Считая главным воспитательным средством личный пример и будучи предельно строг к себе, мой тесть проявлял терпимость к другим и тщательно избегал категорических суждений о чьем-нибудь поступке, тем более суждений заочных; нельзя же, не разобравшись толком, знать всех обстоятельств, при которых человек оступился (да и оступился ли? — вопрос).
Он не только не унижал своего подчиненного, он с каждым разговаривал так, словно видел в нем не слабого сотрудника, каким тот на самом деле был, а сильного — каким тот мог бы стать. Очень многие подтягивались при таком обращении до желаемого уровня сами по себе, без уговоров и взысканий.
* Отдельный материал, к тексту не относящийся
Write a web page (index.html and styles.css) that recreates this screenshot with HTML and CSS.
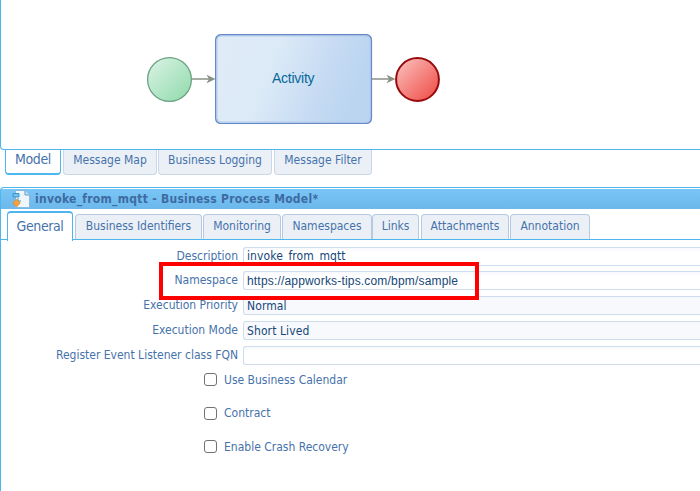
FILE: index.html
```
<!DOCTYPE html>
<html lang="en">
<head>
<meta charset="utf-8">
<title>Business Process Model</title>
<link rel="stylesheet" href="styles.css">
</head>
<body>
<main class="app">
  <section class="canvas">
    <svg class="diagram" width="300" height="96" viewBox="144 31 300 96">
      <defs>
        <linearGradient id="start" x1="0" y1="0" x2="1" y2="1"><stop offset="0.1" stop-color="#d5f1e0"/><stop offset="0.9" stop-color="#96dcb0"/></linearGradient>
        <linearGradient id="end" x1="0" y1="0" x2="1" y2="1"><stop offset="0.1" stop-color="#fab8b5"/><stop offset="0.9" stop-color="#f0534e"/></linearGradient>
        <linearGradient id="task" gradientUnits="userSpaceOnUse" x1="228" y1="45" x2="355" y2="95"><stop offset="0" stop-color="#dfebf7"/><stop offset="0.35" stop-color="#dceaf7"/><stop offset="0.7" stop-color="#c8dcf3"/><stop offset="1" stop-color="#bbd5f0"/></linearGradient>
      </defs>
      <path d="M192 79H212M372 79H392" stroke="#a7ada4" stroke-width="2"/>
      <path d="M206.500 74.800L215.500 79L206.500 83.200L209 79ZM386.500 74.800L395.500 79L386.500 83.200L389 79Z" fill="#899184"/>
      <circle cx="169.500" cy="79.500" r="21.900" fill="url(#start)" stroke="#6ba483" stroke-width="1.300"/>
      <rect x="215.700" y="34.700" width="155.700" height="88.700" rx="5" fill="url(#task)" stroke="#6688c6" stroke-width="1.400"/>
      <rect x="217" y="36" width="153" height="86" rx="4" fill="none" stroke="#b4cdec"/>
      <circle cx="417.500" cy="79.500" r="21.400" fill="url(#end)" stroke="#990a0d" stroke-width="2"/>
      <text class="task-name" x="272" y="83" textLength="42.500">Activity</text>
    </svg>
  </section>
  <nav class="tabs tabs-bottom">
    <span class="tab active w-model">Model</span>
    <span class="tab w-map">Message Map</span>
    <span class="tab w-logging">Business Logging</span>
    <span class="tab w-filter">Message Filter</span>
  </nav>
  <section class="panel">
    <header class="title">
      <svg width="18" height="18" viewBox="0 0 18 18">
        <path d="M3.500 .5H13L17.500 5V17.500H3.500Z" fill="#eef6fc" stroke="#8bb9dc"/>
        <path d="M13 .5V5H17.500" fill="#c3dff4" stroke="#5e9fce"/>
        <path d="M1 3.500H7V7H1Z" fill="#74c3ef" stroke="#3894cd"/>
        <path d="M6 8V11H9" fill="none" stroke="#4b9ccc"/>
        <path d="M4.500 9L8.300 13L4.500 17L.7 13Z" fill="#f4a23a" stroke="#d28732" stroke-width=".7"/>
      </svg>
      <span class="title-text">invoke_from_mqtt - Business Process Model*</span>
    </header>
    <nav class="tabs tabs-top">
      <span class="tab active w-general">General</span>
      <span class="tab w-ids">Business Identifiers</span>
      <span class="tab w-monitoring">Monitoring</span>
      <span class="tab w-namespaces">Namespaces</span>
      <span class="tab w-links">Links</span>
      <span class="tab w-attachments">Attachments</span>
      <span class="tab w-annotation">Annotation</span>
    </nav>
    <div class="form">
      <label class="row"><span class="label">Description</span><span class="field">invoke_from_mqtt</span></label>
      <label class="row"><span class="label">Namespace</span><span class="field url">https://appworks-tips.com/bpm/sample</span></label>
      <label class="row"><span class="label">Execution Priority</span><span class="field select">Normal</span></label>
      <label class="row"><span class="label">Execution Mode</span><span class="field select">Short Lived</span></label>
      <label class="row"><span class="label">Register Event Listener class FQN</span><span class="field"></span></label>
    </div>
    <div class="checks">
      <label class="check"><span class="box"></span>Use Business Calendar</label>
      <label class="check"><span class="box"></span>Contract</label>
      <label class="check"><span class="box"></span>Enable Crash Recovery</label>
    </div>
  </section>
  <div class="highlight"></div>
</main>
</body>
</html>
```
FILE: styles.css
```
* { box-sizing: border-box; }
body { margin: 0; background: #fff; }
.app {
  position: relative;
  width: 700px;
  height: 491px;
  overflow: hidden;
  font: 12px/16px "DejaVu Sans Condensed", "DejaVu Sans", sans-serif;
  font-stretch: condensed;
  color: #4672aa;
  white-space: nowrap;
}
.canvas {
  height: 150px;
  padding: 31px 0 0 143px;
  border-left: 1px solid #4db6ee;
  border-bottom: 1px solid #4db6ee;
  border-bottom-left-radius: 4px;
}
.diagram { display: block; }
.task-name { font: 14px "Liberation Sans", sans-serif; fill: #086799; }
.tabs { display: flex; }
.tab {
  flex: none;
  text-align: center;
  background: #ebf0f7;
  border: 1px solid #b7c9e1;
}
.tabs-bottom { height: 37px; padding-left: 5px; gap: 2px; }
.tabs-bottom .tab {
  height: 25px;
  padding-top: 2px;
  border-top: 0;
  border-color: #cad7e9;
  border-radius: 0 0 4px 4px;
}
.tabs-bottom .active, .tabs-top .active {
  background: #fff;
  border-color: #4db6ee;
  font-size: 14px;
  letter-spacing: -.4px;
}
.tabs-bottom .active {
  height: 25px;
  padding-top: 1px;
  border-bottom-width: 2px;
}
.w-model { width: 56px; }
.w-map { width: 94px; }
.w-logging { width: 114px; margin-left: -1px; }
.w-filter { width: 98px; }
.panel {
  height: 304px;
  border-top: 1px solid #4db6ee;
  border-left: 1px solid #4db6ee;
  border-top-left-radius: 4px;
}
.title {
  display: flex;
  align-items: center;
  height: 20px;
  margin-top: 1px;
  padding-left: 11px;
  gap: 5px;
  background: linear-gradient(#79c5f6, #6cb8eb);
  color: #3d6ba2;
  font-weight: bold;
  letter-spacing: .27px;
}
.tabs-top {
  align-items: flex-end;
  height: 31px;
  padding-left: 6px;
  border-bottom: 1px solid #4db6ee;
  gap: 1px;
}
.tabs-top .tab {
  height: 25px;
  padding-top: 3px;
  border-bottom: 0;
  border-radius: 4px 4px 0 0;
}
.tabs-top .active {
  height: 30px;
  margin-bottom: -2px;
  padding-top: 5px;
  border-top-width: 2px;
}
.w-general { width: 66px; }
.w-ids { width: 127px; margin-left: 1px; }
.w-monitoring { width: 78px; }
.w-namespaces { width: 90px; }
.tabs-top .w-links { width: 47px; margin-left: -1px; }
.w-attachments { width: 88px; margin-left: 1px; }
.w-annotation { width: 80px; }
.form { padding-top: 7px; }
.row { display: flex; height: 25px; }
.row:first-child { height: 24px; }
.label {
  width: 237px;
  margin-right: 5px;
  text-align: right;
  padding-top: 1px;
}
.field {
  flex: 1;
  height: 19px;
  padding: 1px 3px;
  border: 1px solid #cddded;
  border-right: 0;
  border-radius: 3px 0 0 3px;
  background: linear-gradient(#f8f9fc, #fff 5px);
  color: #154777;
  letter-spacing: .1px;
}
.row:first-child .field { padding-top: 0; }
.field.select { background: #f8f9fd; }
.field.url { font: 12px/17px "Liberation Sans", sans-serif; letter-spacing: .18px; }
.checks { padding-left: 203px; }
.check { display: flex; align-items: center; height: 17px; margin-bottom: 16.5px; gap: 7px; }
.box {
  width: 13px;
  height: 13px;
  border: 1px solid #727272;
  border-radius: 3px;
}
.highlight {
  position: absolute;
  left: 159px;
  top: 262px;
  width: 320px;
  height: 38px;
  border: 4px solid #f00;
}
```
Ну, а «неисправимые» уходили со временем, и тоже сами, — в поисках более снисходительного начальника…
Он мгновенно замыкался от неделикатных попыток собеседника вывернуть самого себя наизнанку или от приглашения заглянуть в корзину с чужим грязным бельем, и замыкался вдвойне прочно, если ему пытались навязать не притчу, не анекдот, а сплетню, пусть даже достоверную в чем-то, «из первых рук», но сплетню — о живых, конкретных людях.
Меня пытались оклеветать в его глазах, скомпрометировать, поссорить нас; хладнокровно и твердо отводил он эти попытки. Евдокия Петровна после неудачных доносов в партком университета не сложила оружия: узнав, что я женился, она имела наглость обратиться к моему тестю за вспомоществованием, ибо алименты с моей аспирантской стипендии (она торжественно их высудила) ее не устраивали. Профессор недвусмысленно дал ей понять, что ни в какие отношения с ней вступать не намерен и шантажировать его ей не удастся. Мне же он сообщил о своем разговоре с этой женщиной наедине, мимоходом, и не удивился, кажется, заметив судорожное движение, каким я непроизвольно хотел то ли сбросить, то ли подправить на плече, то ли в очередной раз проклясть давивший меня крест.